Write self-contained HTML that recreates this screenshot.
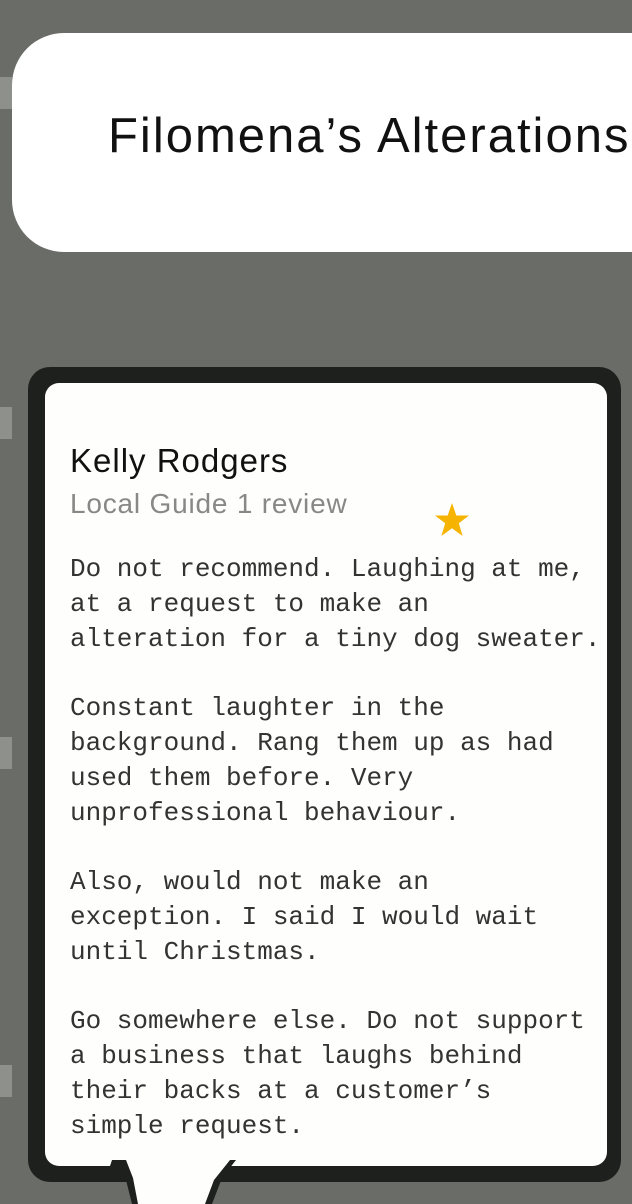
<!DOCTYPE html>
<html><head><meta charset="utf-8"><style>
html,body{margin:0;padding:0}
body{width:632px;height:1204px;background:#6a6c67;position:relative;overflow:hidden;font-family:"Liberation Sans",sans-serif}
.stripe{position:absolute;left:0;width:12px;height:32px;background:#8e908b}
.hdr{position:absolute;left:12px;top:33px;width:700px;height:219px;background:#fff;border-radius:52px}
.title{position:absolute;left:108px;top:108px;font-size:49px;color:#111;white-space:nowrap;letter-spacing:2px}
.outer{position:absolute;left:28px;top:367px;width:593px;height:815px;background:#1e201d;border-radius:22px}
.inner{position:absolute;left:45px;top:383px;width:562px;height:783px;background:#fefefc;border-radius:14px}
.name{position:absolute;left:70px;top:442px;font-size:33px;color:#111;white-space:nowrap;letter-spacing:1px}
.sub{position:absolute;left:70px;top:488px;font-size:28px;color:#888;white-space:nowrap;letter-spacing:0.8px}
.body{position:absolute;left:70px;top:552px;font-family:"Liberation Mono",monospace;font-size:26px;line-height:34.8px;color:#333;white-space:pre;margin:0}
</style></head><body>
<div class="stripe" style="top:77px"></div>
<div class="stripe" style="top:407px"></div>
<div class="stripe" style="top:737px"></div>
<div class="stripe" style="top:1065px"></div>
<div class="hdr"></div>
<div class="title">Filomena’s Alterations</div>
<div class="outer"></div>
<div class="inner"></div>
<svg style="position:absolute;left:0;top:0" width="632" height="1204">
<path d="M108 1172 L112 1160 L236 1160 L222 1178 L212 1204 L132 1204 L126 1180 Z" fill="#1e201d"/>
<path d="M117 1160 L230 1160 L214 1180 L205 1204 L138 1204 L133 1178 L126 1160 Z" fill="#fefefc"/>
<path d="M452 503 L456.3 515.5 L469 515.5 L458.8 523.2 L462.6 536 L452 528.2 L441.4 536 L445.2 523.2 L435 515.5 L447.7 515.5 Z" fill="#f6b400"/>
</svg>
<div class="name">Kelly Rodgers</div>
<div class="sub">Local Guide 1 review</div>
<pre class="body">Do not recommend. Laughing at me,
at a request to make an
alteration for a tiny dog sweater.

Constant laughter in the
background. Rang them up as had
used them before. Very
unprofessional behaviour.

Also, would not make an
exception. I said I would wait
until Christmas.

Go somewhere else. Do not support
a business that laughs behind
their backs at a customer’s
simple request.</pre>
</body></html>
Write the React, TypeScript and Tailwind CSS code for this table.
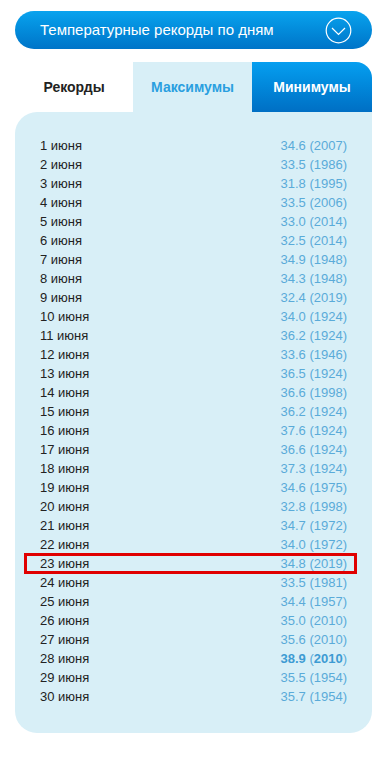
import React from "react";

const rows: [string, string, string, boolean?][] = [
  ["1 июня", "34.6", "2007"],
  ["2 июня", "33.5", "1986"],
  ["3 июня", "31.8", "1995"],
  ["4 июня", "33.5", "2006"],
  ["5 июня", "33.0", "2014"],
  ["6 июня", "32.5", "2014"],
  ["7 июня", "34.9", "1948"],
  ["8 июня", "34.3", "1948"],
  ["9 июня", "32.4", "2019"],
  ["10 июня", "34.0", "1924"],
  ["11 июня", "36.2", "1924"],
  ["12 июня", "33.6", "1946"],
  ["13 июня", "36.5", "1924"],
  ["14 июня", "36.6", "1998"],
  ["15 июня", "36.2", "1924"],
  ["16 июня", "37.6", "1924"],
  ["17 июня", "36.6", "1924"],
  ["18 июня", "37.3", "1924"],
  ["19 июня", "34.6", "1975"],
  ["20 июня", "32.8", "1998"],
  ["21 июня", "34.7", "1972"],
  ["22 июня", "34.0", "1972"],
  ["23 июня", "34.8", "2019"],
  ["24 июня", "33.5", "1981"],
  ["25 июня", "34.4", "1957"],
  ["26 июня", "35.0", "2010"],
  ["27 июня", "35.6", "2010"],
  ["28 июня", "38.9", "2010", true],
  ["29 июня", "35.5", "1954"],
  ["30 июня", "35.7", "1954"],
];

export default function App() {
  return (
    <div
      className="w-[387px] h-[765px] bg-white pt-[11px] px-[15px]"
      style={{ fontFamily: '"Liberation Sans", Arial, sans-serif' }}
    >
      <div className="h-[38px] rounded-full bg-gradient-to-b from-[#0aa3ee] to-[#0074c8] flex items-center justify-between pl-[25px] pr-[20px]">
        <span className="text-white text-[15px]">Температурные рекорды по дням</span>
        <svg width="27" height="27" viewBox="0 0 27 27">
          <circle cx="13.5" cy="13.5" r="12.3" fill="none" stroke="white" strokeWidth="1.2" />
          <path d="M7 11 L13.5 17.5 L20 11" fill="none" stroke="white" strokeWidth="1.2" />
        </svg>
      </div>
      <div className="mt-[13px] flex h-[50px]">
        <div className="w-[119px] bg-white flex items-center justify-center text-[14px] font-bold text-[#222]">
          Рекорды
        </div>
        <div className="w-[120px] bg-[#d8eff7] flex items-center justify-center text-[14px] font-bold text-[#2a9fe0]">
          Максимумы
        </div>
        <div className="w-[121px] rounded-tr-[16px] bg-gradient-to-b from-[#069ff0] to-[#006fc4] flex items-center justify-center text-[14px] font-bold text-white">
          Минимумы
        </div>
      </div>
      <div className="bg-[#d8eff7] rounded-tl-[22px] rounded-b-[22px] pt-[24px] pb-[27px] pl-[10px] pr-[16px]">
        {rows.map(([d, v, y, b]) => {
          const hl = d === "23 июня";
          return (
            <div
              key={d}
              className={
                "h-[19px] flex items-center justify-between text-[13px] leading-[19px] pl-[15px] pr-[9px] " +
                (hl ? "outline outline-[3px] outline-[#e00000] -outline-offset-[2px]" : "")
              }
            >
              <span className="text-[#222]">{d}</span>
              <span className="text-[#5aabd9]">
                {b ? (
                  <>
                    <b className="text-[#3d9bd3]">{v}</b> (<b className="text-[#3d9bd3]">{y}</b>)
                  </>
                ) : (
                  <>
                    {v} ({y})
                  </>
                )}
              </span>
            </div>
          );
        })}
      </div>
    </div>
  );
}
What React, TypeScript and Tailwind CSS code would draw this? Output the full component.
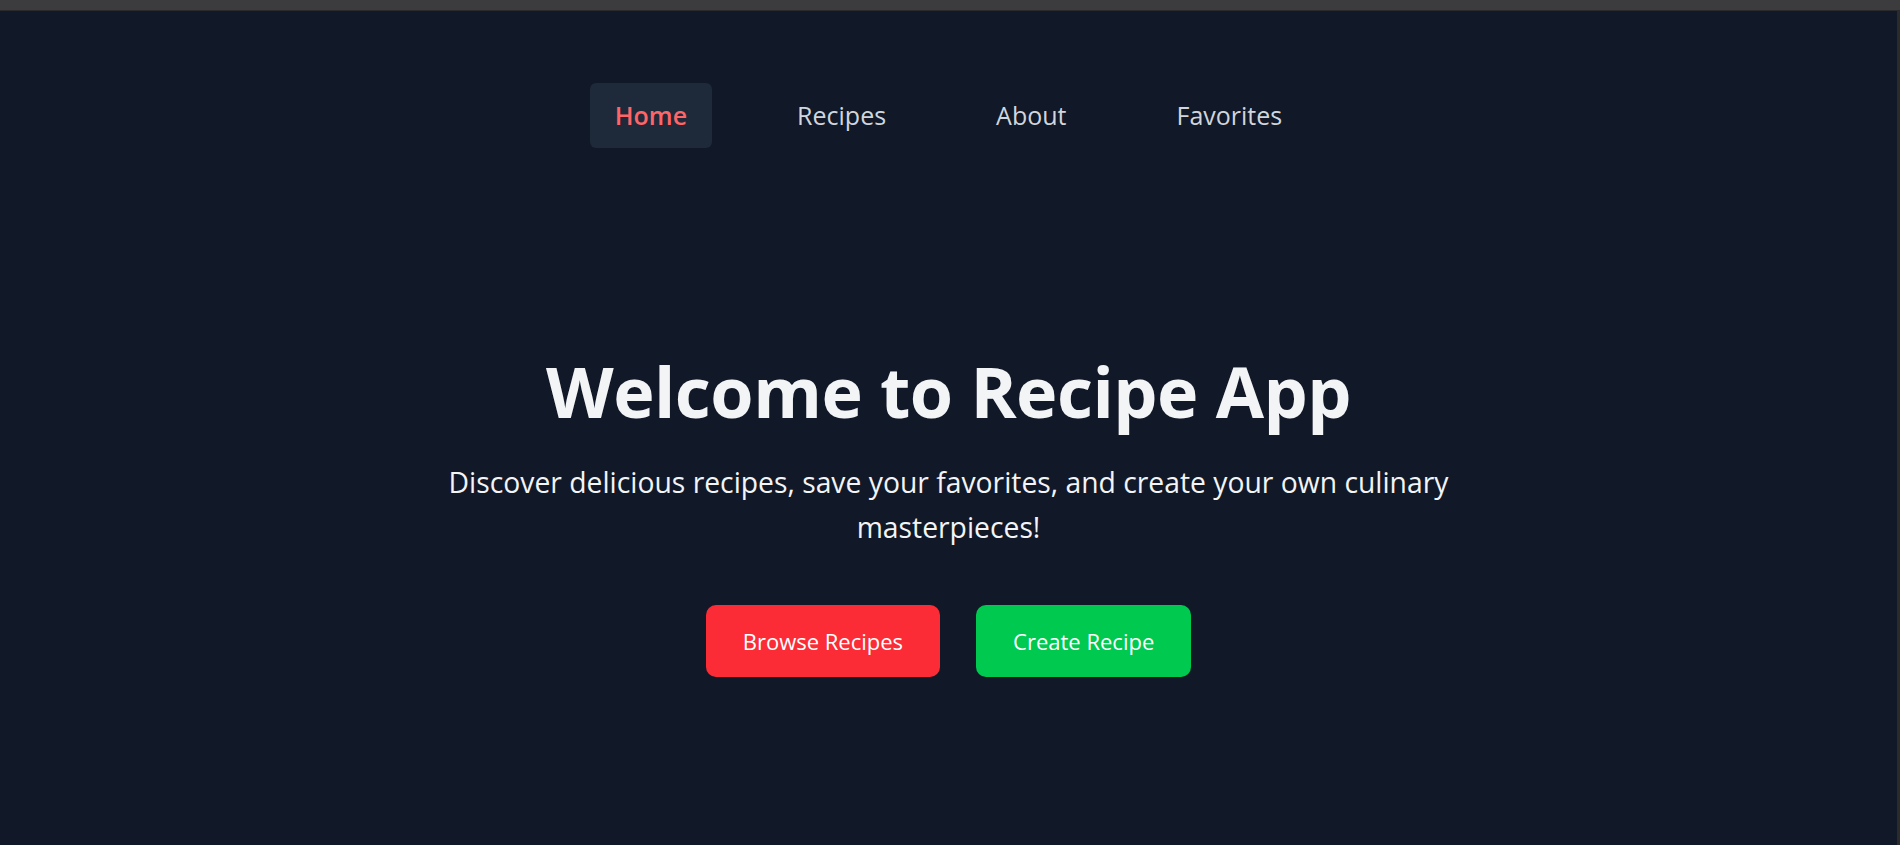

# # # #

» WHAT IS REQUIRED:
Where a line of the material above holds the string "TypeScript", copy that line.

» COMPLETE ANSWER:
Write the React, TypeScript and Tailwind CSS code for this table.
What React, TypeScript and Tailwind CSS code would draw this? Output the full component.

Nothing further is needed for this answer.